Day 42-45: Mahabalipuram
"Must see lists had got longer"
Whilst Chennai’s Marina beach was technically the first glimpse of East India’s seaside our arrival in Mahabalipuram, which also quietly boasts a world heritage site, was really the start of near month long, sand in the toes sojourn through several of the coasts most beautiful beaches.
The town is best known for its temples and rock carvings (sounds a bit pedestrian but really they’re something to behold); stone structures which look like they’ve been built but have in fact been carved from single enormous rocks. And the Giant Butter Ball of course… Krishna’s butter ball to be precise – a huge yellow boulder which seems to balance precariously on the side of a hill. The british apparently tried to move it but several attempts and a herd of very tired elephants later they decided just to leave well alone…
Butterball. Pictured here with a big rock.
Mahabs (easier for us to say and indeed write here) got its name from the 7th century king’s nickname Mamalla which means Great Wrestler and was once a major seaport of the ancient Pallava kingdom – a cause of amusement for me during our time there (just me then). Now it thrives around the daily tourist influx to its sights and was the place where we happily pressed pause and listened to the waves for a while.
Perhaps we hadn’t quite admitted it to ourselves but there was a fair chance we’d been ‘suffering’ a little with big city burnout. Must see lists had got longer and whilst there hadn’t been a moment of regret at any of the 4am starts to get the best view or longer than we’d like queues arriving in a place we could happily circumnavigate in less than an hour was a small joy. And that was really the story of Mahabs – one small joy after another. Grilled prawns the size of my hand and ice cold beer in toby jugs (a trend we encountered in many establishments without liquer licenses); cows sunbathing on beaches alongside sun seekers of the human kind); Jacko seemingly back to full strength but still requiring regular pitstops to bars also showing the cricket...

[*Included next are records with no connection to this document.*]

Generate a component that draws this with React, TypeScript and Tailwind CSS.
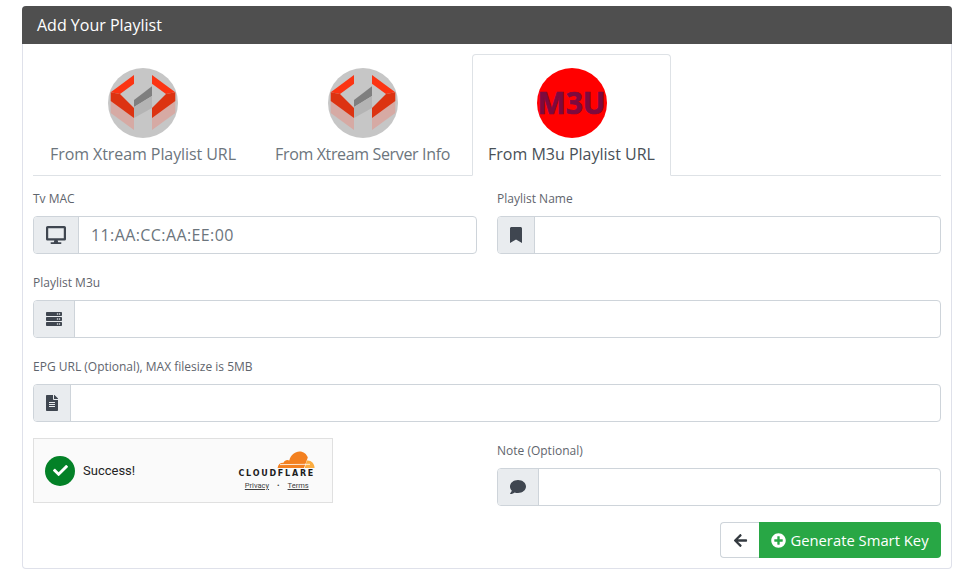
import React from "react";
import { FaDesktop, FaBookmark, FaServer, FaFileAlt, FaComment, FaArrowLeft, FaPlusCircle, FaCheck } from "react-icons/fa";

function XtreamLogo() {
  return (
    <svg width="70" height="70" viewBox="0 0 70 70" className="block">
      <circle cx="35" cy="35" r="35" fill="#c6c6c6" />
      <polygon points="26,32 44,18.3 44,28 26,39" fill="#7f7f7f" />
      <polygon points="26,39 44,28 44,40 26,50" fill="#b4b4b4" />
      {[false, true].map((m) => (
        <g key={String(m)} transform={m ? "translate(70,0) scale(-1,1)" : undefined}>
          <polygon points="2.7,33 14,34 26,43 26,62 2.7,45" fill="#d6aaa4" />
          <polygon points="26,7 26,15.7 12,26 2.7,24.3" fill="#fb3413" />
          <polygon points="2.7,24.3 12,26 26,40 26,50 2.7,33" fill="#dc3311" />
        </g>
      ))}
    </svg>
  );
}

function M3uLogo() {
  return (
    <div className="flex h-[70px] w-[70px] items-center justify-center rounded-full bg-[#ff0000]">
      <span className="font-['Noto_Sans'] text-[30px] leading-none font-bold text-[#7d0a3e] [-webkit-text-stroke:0.7px_#7d0a3e]">M3U</span>
    </div>
  );
}

function CloudflareCloud() {
  return (
    <svg width="38" height="19" viewBox="0 0 38 19" className="block">
      <path d="M0.6 18 C1 14.5 3.5 12.6 6.5 12.8 C7.6 10.2 10.4 9.4 12.3 10.6 C13.6 5 18 1.5 22.5 1.5 C26.6 1.5 29.6 4 30.8 7.6 L27 18 Z" fill="#f38020" />
      <path d="M27.8 18 L29.8 10.5 C33.6 9.8 37.4 12.8 37.6 18 Z" fill="#fbad41" />
      <path d="M3 14.6 L33 14.3" stroke="#fff" strokeWidth="0.8" />
    </svg>
  );
}

function Field({ label, icon, addonW, children }: { label: string; icon: React.ReactNode; addonW: string; children?: React.ReactNode }) {
  return (
    <div className="flex flex-col">
      <label className="mb-[13px] flex h-[8px] items-center text-[12px] text-[#5f656d]">{label}</label>
      <InputGroup icon={icon} addonW={addonW}>{children}</InputGroup>
    </div>
  );
}

function InputGroup({ icon, addonW, children }: { icon: React.ReactNode; addonW: string; children?: React.ReactNode }) {
  return (
    <div className="flex h-[38px] overflow-hidden rounded border border-[#ced4da] bg-white">
      <div className={`flex shrink-0 items-center justify-center border-r border-[#ced4da] bg-[#e9ecef] text-[#3f4650] ${addonW}`}>{icon}</div>
      <div className="flex flex-1 items-center pl-3 text-[16px] text-[#6c757d]">{children}</div>
    </div>
  );
}

function Tab({ active, label, logo, w, tight }: { active?: boolean; label: string; logo: React.ReactNode; w: string; tight?: string }) {
  return (
    <div className={`-mb-px flex h-[122px] flex-col items-center rounded-t border pt-[13px] ${w} ${active ? "border-[#dee2e6] border-b-white bg-white text-[#495057]" : "border-transparent text-[#6c757d]"}`}>
      {logo}
      <span className={`mt-[4px] text-[16px] leading-6 whitespace-nowrap ${tight ?? ""}`}>{label}</span>
    </div>
  );
}

export default function App() {
  return (
    <div className="min-h-[582px] bg-white pt-[6px] pr-[9px] pl-[22px] font-['Open_Sans',sans-serif]">
      <div className="h-[563px] rounded border border-t-0 border-[#dfe1ea]">
        <div className="-mx-px flex h-[38px] items-center rounded-t bg-[#4f4f4f] px-[15px] text-[16px] text-white">Add Your Playlist</div>
        <div className="px-[10px] pt-[10px]">
          <div className="flex h-[122px] gap-[5px] border-b border-[#dee2e6]">
            <Tab label="From Xtream Playlist URL" logo={<XtreamLogo />} w="w-[220px]" tight="tracking-[-0.08px]" />
            <Tab label="From Xtream Server Info" logo={<XtreamLogo />} w="w-[209px]" tight="tracking-[-0.35px]" />
            <Tab active label="From M3u Playlist URL" logo={<M3uLogo />} w="w-[199px]" />
          </div>
          <div className="mt-[19px] grid grid-cols-2 gap-x-[20px]">
            <Field label="Tv MAC" icon={<FaDesktop size={20} />} addonW="w-[45px]">
              <span className="tracking-[0.4px]">11:AA:CC:AA:EE:00</span>
            </Field>
            <Field label="Playlist Name" icon={<FaBookmark size={16} />} addonW="w-[37px]" />
          </div>
          <div className="mt-[25px]">
            <Field label="Playlist M3u" icon={<FaServer size={16} />} addonW="w-[41px]" />
          </div>
          <div className="mt-[25px]">
            <Field label="EPG URL (Optional), MAX filesize is 5MB" icon={<FaFileAlt size={16} />} addonW="w-[37px]" />
          </div>
          <div className="mt-[16px] grid grid-cols-2 gap-x-[20px]">
            <div className="flex h-[65px] w-[300px] items-center justify-between border border-[#e0e0e0] bg-[#fafafa] pr-[17px] pl-[11px]">
              <div className="flex items-center gap-[8px]">
                <div className="flex h-[30px] w-[30px] items-center justify-center rounded-full bg-[#038127] text-white"><FaCheck size={15} /></div>
                <span className="font-['Roboto'] text-[13px] text-[#232323]">Success!</span>
              </div>
              <div className="flex flex-col items-center">
                <div className="flex w-full justify-end"><CloudflareCloud /></div>
                <span className="font-['DejaVu_Sans'] text-[8px] leading-[10px] font-bold tracking-[1.75px] text-[#1d1d1d]">CLOUDFLARE</span>
                <div className="mt-[2px] flex gap-[8px] font-['Roboto'] text-[7.5px] leading-[10px] text-[#404040]">
                  <span className="underline">Privacy</span><span>•</span><span className="underline">Terms</span>
                </div>
              </div>
            </div>
            <div className="pt-[9px]">
              <Field label="Note (Optional)" icon={<FaComment size={16} />} addonW="w-[41px]" />
            </div>
          </div>
          <div className="mt-[16px] flex justify-end">
            <div className="flex h-[36px] w-[39px] items-center justify-center rounded-l border border-r-0 border-[#ced4da] text-[#343a40]"><FaArrowLeft size={15} /></div>
            <div className="flex h-[36px] w-[182px] items-center justify-center gap-[4px] rounded-r bg-[#28a745] text-[14.8px] text-white"><FaPlusCircle size={15} />Generate Smart Key</div>
          </div>
        </div>
      </div>
    </div>
  );
}
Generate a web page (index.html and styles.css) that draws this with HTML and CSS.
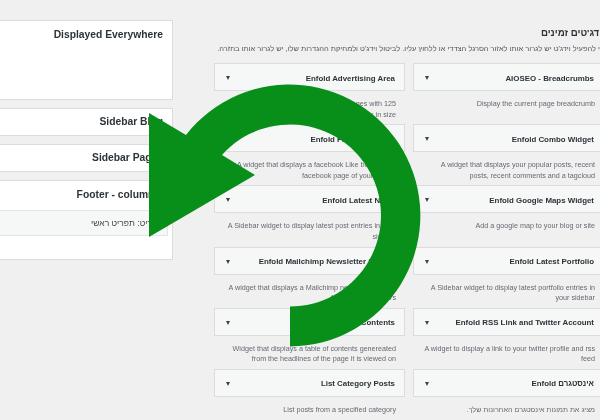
FILE: index.html
```html
<!DOCTYPE html>
<html lang="he">
<head>
    <title>Widgets</title>
    <meta charset="utf-8">
    <link rel="stylesheet" href="styles.css">
</head>
<body>
    <div class="screen">
        <div class="sidebars">
            <div class="sidebar-box tall"><h3>Displayed Everywhere</h3></div>
            <div class="sidebar-box"><h3>Sidebar Blog</h3></div>
            <div class="sidebar-box"><h3>Sidebar Pages</h3></div>
            <div class="sidebar-box tall">
                <h3>Footer - column 1</h3>
                <div class="sidebar-note" dir="rtl">תפריט: תפריט ראשי</div>
            </div>
        </div>
        <div class="available">
            <h2 dir="rtl">ווידג'טים זמינים</h2>
            <p class="intro" dir="rtl">כדי להפעיל וידג'ט יש לגרור אותו לאזור הסרגל הצדדי או ללחוץ עליו. לביטול וידג'ט ולמחיקת ההגדרות שלו, יש לגרור אותו בחזרה.</p>
            <div class="widget-grid">
                <div class="widget">
                    <div class="widget-title"><span class="arrow"></span><span>Enfold Advertising Area</span></div>
                    <p>An advertising widget that displays 2 images with 125 x 125 px in size</p>
                </div>
                <div class="widget">
                    <div class="widget-title"><span class="arrow"></span><span>AIOSEO - Breadcrumbs</span></div>
                    <p>Display the current page breadcrumb</p>
                </div>
                <div class="widget">
                    <div class="widget-title"><span class="arrow"></span><span>Enfold Facebook Page</span></div>
                    <p>A widget that displays a facebook Like box to your facebook page of your choice</p>
                </div>
                <div class="widget">
                    <div class="widget-title"><span class="arrow"></span><span>Enfold Combo Widget</span></div>
                    <p>A widget that displays your popular posts, recent posts, recent comments and a tagcloud</p>
                </div>
                <div class="widget">
                    <div class="widget-title"><span class="arrow"></span><span>Enfold Latest News</span></div>
                    <p>A Sidebar widget to display latest post entries in your sidebar</p>
                </div>
                <div class="widget">
                    <div class="widget-title"><span class="arrow"></span><span>Enfold Google Maps Widget</span></div>
                    <p>Add a google map to your blog or site</p>
                </div>
                <div class="widget">
                    <div class="widget-title"><span class="arrow"></span><span>Enfold Mailchimp Newsletter Signup</span></div>
                    <p>A widget that displays a Mailchimp newsletter signup form for your visitors</p>
                </div>
                <div class="widget">
                    <div class="widget-title"><span class="arrow"></span><span>Enfold Latest Portfolio</span></div>
                    <p>A Sidebar widget to display latest portfolio entries in your sidebar</p>
                </div>
                <div class="widget">
                    <div class="widget-title"><span class="arrow"></span><span>Enfold Table of Contents</span></div>
                    <p>Widget that displays a table of contents genereated from the headlines of the page it is viewed on</p>
                </div>
                <div class="widget">
                    <div class="widget-title"><span class="arrow"></span><span>Enfold RSS Link and Twitter Account</span></div>
                    <p>A widget to display a link to your twitter profile and rss feed</p>
                </div>
                <div class="widget">
                    <div class="widget-title"><span class="arrow"></span><span>List Category Posts</span></div>
                    <p>List posts from a specified category</p>
                </div>
                <div class="widget">
                    <div class="widget-title"><span class="arrow"></span><span>Enfold אינסטגרם</span></div>
                    <p dir="rtl">מציג את תמונות אינסטגרם האחרונות שלך.</p>
                </div>
            </div>
        </div>
        <svg class="undo-arrow" width="600" height="420" viewBox="0 0 600 420">
            <path d="M290 346.5 A131 131 0 1 0 186 135 L149 113 V237 L255 175 L222 155 A91 91 0 1 1 290 306.5 Z" fill="#078f1a"/>
        </svg>
    </div>
</body>
</html>
```

FILE: styles.css
```css
html, body {
    margin: 0;
    height: 100%;
}
body {
    font-family: "Liberation Sans", Arial, sans-serif;
    background-color: #f0f0f1;
    color: #2c3338;
}
.screen {
    position: relative;
    width: 600px;
    height: 420px;
    overflow: hidden;
    display: flex;
}
.sidebars {
    flex: none;
    width: 200px;
    margin-left: -27px;
    padding-top: 20px;
    display: flex;
    flex-direction: column;
    gap: 8px;
    filter: blur(0.5px);
}
.sidebar-box {
    height: 28px;
    box-sizing: border-box;
    background: #fff;
    border: 1px solid #dcdcde;
}
.sidebar-box.tall {
    height: 80px;
}
.sidebar-box h3 {
    margin: 0;
    padding: 6px 9px 0 0;
    font-size: 10.3px;
    line-height: 13px;
    text-align: right;
}
.sidebar-box.tall h3 {
    padding-top: 7px;
}
.sidebar-note {
    margin: 9px 4px 0 0;
    height: 26px;
    padding-right: 4px;
    background: #f6f7f7;
    border: 1px solid #e4e4e6;
    box-sizing: border-box;
    font-size: 8.5px;
    line-height: 24px;
    color: #3c434a;
}
.available {
    flex: none;
    width: 394px;
    margin-left: 41px;
    filter: blur(0.5px);
}
.available h2 {
    margin: 0;
    padding-top: 26px;
    font-size: 9.7px;
    line-height: 13px;
}
.intro {
    margin: 0;
    padding-top: 5px;
    font-size: 7.45px;
    line-height: 10px;
    color: #50575e;
    white-space: nowrap;
}
.widget-grid {
    margin-top: 9px;
    display: grid;
    grid-template-columns: 191px 191px;
    grid-auto-rows: 61.2px;
    column-gap: 8px;
}
.widget-title {
    height: 28px;
    box-sizing: border-box;
    display: flex;
    justify-content: space-between;
    align-items: center;
    padding: 2px 9px 0 11px;
    background: #f6f7f7;
    border: 1px solid #dcdcde;
    font-size: 7.9px;
    font-weight: 700;
}
.arrow {
    width: 0;
    height: 0;
    border-left: 2.5px solid transparent;
    border-right: 2.5px solid transparent;
    border-top: 4px solid #3c434a;
}
.widget p {
    margin: 0;
    padding: 8px 9px 0 9px;
    font-size: 7.2px;
    line-height: 10.5px;
    color: #646970;
    text-align: right;
}
.undo-arrow {
    position: absolute;
    top: 0;
    left: 0;
    filter: blur(0.3px);
}
```
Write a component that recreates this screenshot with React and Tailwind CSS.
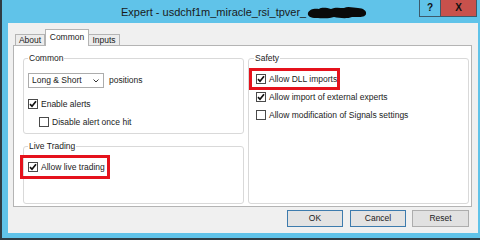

It was as it turned out the perfect warm-up act for what came next – practically perfect Pondicherry.
"Long lost to the sea"
With the famed beaches and party towns of the west coast still thousands of miles away, we’re pleased to ease ourselves into some coastal relaxation here in Mahabilapurum, a mysterious and ancient town, baking under a brutal sun. At first glance, there’s little to the place; a few dusty streets lined with cheap guesthouses and restaurants; seafood a speciality, big fresh crustaceans sold for pennies. It’s very quiet in town. Locals and a handful of dissolute hippies, eschewing commercialised Rishikesh in the north or overrun Goa in the West. Mahabilapurum has suffered calamitous and extreme weather in recent times, which goes some way to explaining why it’s so empty even now, in season. Just months ago the Tamil Nadu coastline was assaulted by a cyclone rising out of the Bay of Bengal, destroying housing and leaving dozens dead on land and over 200 fishermen lost at sea. The fishermen here never learn to swim, a local resident tells me, solemnly.
Mahabilapurum is famed for its Shore Temples, intricate pagodas dedicated to Shiva, over 1,000 years old and carved into rather than built out of coastal rock, products of the Palava dynasty of whom almost nothing is known. Most have been long lost to the sea but those that remain jut up out of the beach and the shallows, impressive and very ancient. The area was hurt badly by the tail end of the Boxing Day tsunami that ravaged Indonesia and Sri Lanka in 2004 and many of the established fishing communities are resettled in modern but charmless government housing designed to better withstand the elements.
Inevitably this has impacted the character of the place as the weather had impacted both the tourist and fishing economies. An unexpected consequence of the tsunami was the reshaping of the coastline; the sea withdrew and revealed an undiscovered complex of Shiva-dedicated temples, preserved underwater since the fifth century. This has helped boost the region’s main draw - additionally, domestic tourism is a growing business and national and state governments have poured investment into archaeology and monument preservation in a bid to capitalise on a resurgence of patriotic interest in Indian history; it’s something we’ve seen again and again. As we walk a little further afield, we come across coachloads of indian tourists, matched in number by large groups of devoted pilgrims come to worship in the sacred places. With them comes bustle and business and while Mahabilapurum has taken its knocks in recent years there’s a cheerful energy around the remarkable archaeological artefacts that makes our stay here a memorable one.